Il a également rendu hommage aux gardiens d'immeubles, qui ont joué un rôle clé auprès de locataires durant les confinements, et aux équipes de gestion locative, qui ont continué d'assurer les attributions de logements sociaux. Il a également rappelé les mesures prises en faveur des personnes les plus précaires : prolongations répétées de la trêve hivernale, instructions sur le relogement en cas d'expulsion locative, maintien de la capacité exceptionnelle du parc d'hébergement à 200.000 places jusqu'à la fin de l'hiver prochain et renforcement du Logement d'abord, avec déjà 280.000 personnes bénéficiaires depuis 2018.

Emmanuelle Cosse : "un signe de reconnaissance pour le secteur du logement social"

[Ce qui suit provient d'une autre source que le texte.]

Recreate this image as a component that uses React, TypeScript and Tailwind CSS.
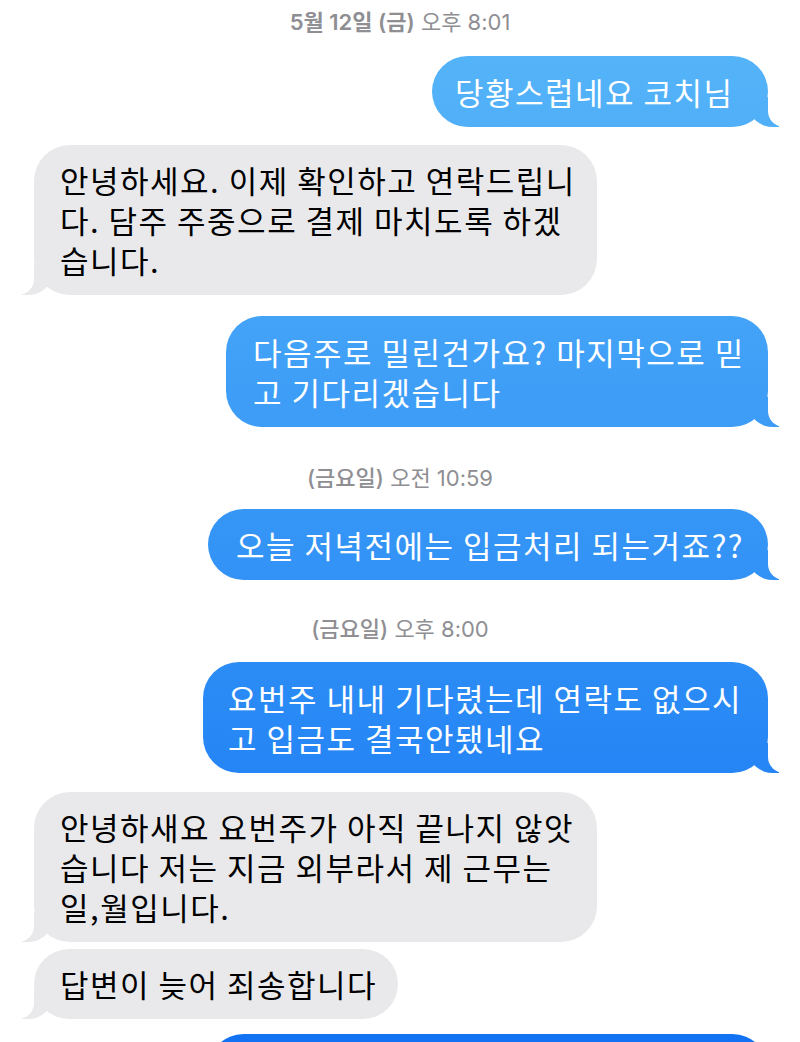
import React from "react";

const KR = "font-['Noto_Sans_CJK_KR','Noto_Sans',sans-serif]";
const TS = "font-['Inter','Noto_Sans_CJK_KR',sans-serif]";

function Blue({
  lines,
  width,
  pl,
  mt,
}: {
  lines: string[];
  width: string;
  pl: string;
  mt: string;
}) {
  return (
    <div className={`relative self-end mr-[32px] ${width} ${mt}`}>
      <span className="absolute bottom-0 -right-[11px] h-[30px] w-[30px] rounded-bl-[24px_21px] bg-fixed bg-linear-to-b from-[#58b7f8] to-[#1272f3]" />
      <span className="absolute bottom-0 -right-[41px] h-[30px] w-[41px] rounded-bl-[16px] bg-white" />
      <div
        className={`relative rounded-[36px] bg-fixed bg-linear-to-b from-[#58b7f8] to-[#1272f3] ${pl} pt-[16px] pb-[15px] text-white text-[31px] tracking-[1.5px] leading-[40px] ${KR}`}
      >
        {lines.map((l, i) => (
          <div key={i} className="whitespace-nowrap">
            {l}
          </div>
        ))}
      </div>
    </div>
  );
}

function Gray({
  lines,
  width,
  mt,
}: {
  lines: string[];
  width: string;
  mt: string;
}) {
  return (
    <div className={`relative self-start ml-[34px] ${width} ${mt}`}>
      <span className="absolute bottom-0 -left-[12px] h-[30px] w-[30px] rounded-br-[24px_21px] bg-[#e9e9eb]" />
      <span className="absolute bottom-0 -left-[41px] h-[30px] w-[41px] rounded-br-[16px] bg-white" />
      <div
        className={`relative rounded-[36px] bg-[#e9e9eb] pl-[26px] pt-[15px] pb-[15px] text-black text-[31px] tracking-[1.5px] leading-[40px] ${KR}`}
      >
        {lines.map((l, i) => (
          <div key={i} className="whitespace-nowrap">
            {l}
          </div>
        ))}
      </div>
    </div>
  );
}

function Stamp({
  bold,
  rest,
  mt,
  weight,
}: {
  bold: string;
  rest: string;
  mt: string;
  weight: string;
}) {
  return (
    <div
      className={`self-center ${mt} text-[22px] leading-[26px] text-[#8e8e93] ${TS} whitespace-nowrap`}
    >
      <span className={weight}>{bold}</span> {rest}
    </div>
  );
}

export default function App() {
  return (
    <div className="w-[800px] h-[1042px] overflow-hidden bg-white flex flex-col">
      <Stamp bold="5월 12일 (금)" rest="오후 8:01" mt="mt-[9px]" weight="font-semibold" />
      <Blue lines={["당황스럽네요 코치님"]} width="w-[336px]" pl="pl-[23px]" mt="mt-[21px]" />
      <Gray
        lines={[
          "안녕하세요. 이제 확인하고 연락드립니",
          "다. 담주 주중으로 결제 마치도록 하겠",
          "습니다.",
        ]}
        width="w-[563px]"
        mt="mt-[18px]"
      />
      <Blue
        lines={["다음주로 밀린건가요? 마지막으로 믿", "고 기다리겠습니다"]}
        width="w-[542px]"
        pl="pl-[27px]"
        mt="mt-[21px]"
      />
      <Stamp bold="(금요일)" rest="오전 10:59" mt="mt-[38px]" weight="font-medium" />
      <Blue
        lines={["오늘 저녁전에는 입금처리 되는거죠??"]}
        width="w-[560px]"
        pl="pl-[28px]"
        mt="mt-[18px]"
      />
      <Stamp bold="(금요일)" rest="오후 8:00" mt="mt-[36px]" weight="font-medium" />
      <Blue
        lines={["요번주 내내 기다렸는데 연락도 없으시", "고 입금도 결국안됐네요"]}
        width="w-[565px]"
        pl="pl-[25px]"
        mt="mt-[20px]"
      />
      <Gray
        lines={[
          "안녕하새요 요번주가 아직 끝나지 않앗",
          "습니다 저는 지금 외부라서 제 근무는",
          "일,월입니다.",
        ]}
        width="w-[563px]"
        mt="mt-[19px]"
      />
      <Gray lines={["답변이 늦어 죄송합니다"]} width="w-[364px]" mt="mt-[7px]" />
      <Blue lines={["\u00a0"]} width="w-[560px]" pl="pl-[28px]" mt="mt-[15px]" />
    </div>
  );
}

Mais, pour le Premier ministre, cet effort en faveur des plus précaires suppose davantage de fluidité dans les parcours résidentiels. Il demande également de profiter du délai ouvert par le report de la mise en œuvre de la gestion en flux et de la généralisation de la cotation des demandes pour passer d'une logique des droits de réservation à une logique du droit de cotation.

S'il n'est pas coutume de reprendre la parole après une intervention du Premier ministre, l'USH a publié un communiqué après son intervention. Elle y salue la décision de compensation intégrale de la TFPB, qui "constitue une étape importante de la remobilisation des collectivités locales au service du logement pour tous". Pour Emmanuelle Cosse, "la visite du Premier ministre au Congrès HLM est d'abord un signe de reconnaissance pour le secteur du logement social, après plusieurs années de mise en cause" : "Je salue la prise de conscience, au plus haut niveau de l'État, de notre préoccupation face à la crise du logement. [...] Les annonces faites par le Premier ministre dans son discours, partant des constats des travaux de la commission présidée par François Rebsamen et auxquels l'Union sociale pour l'habitat a activement contribué, vont dans le bon sens".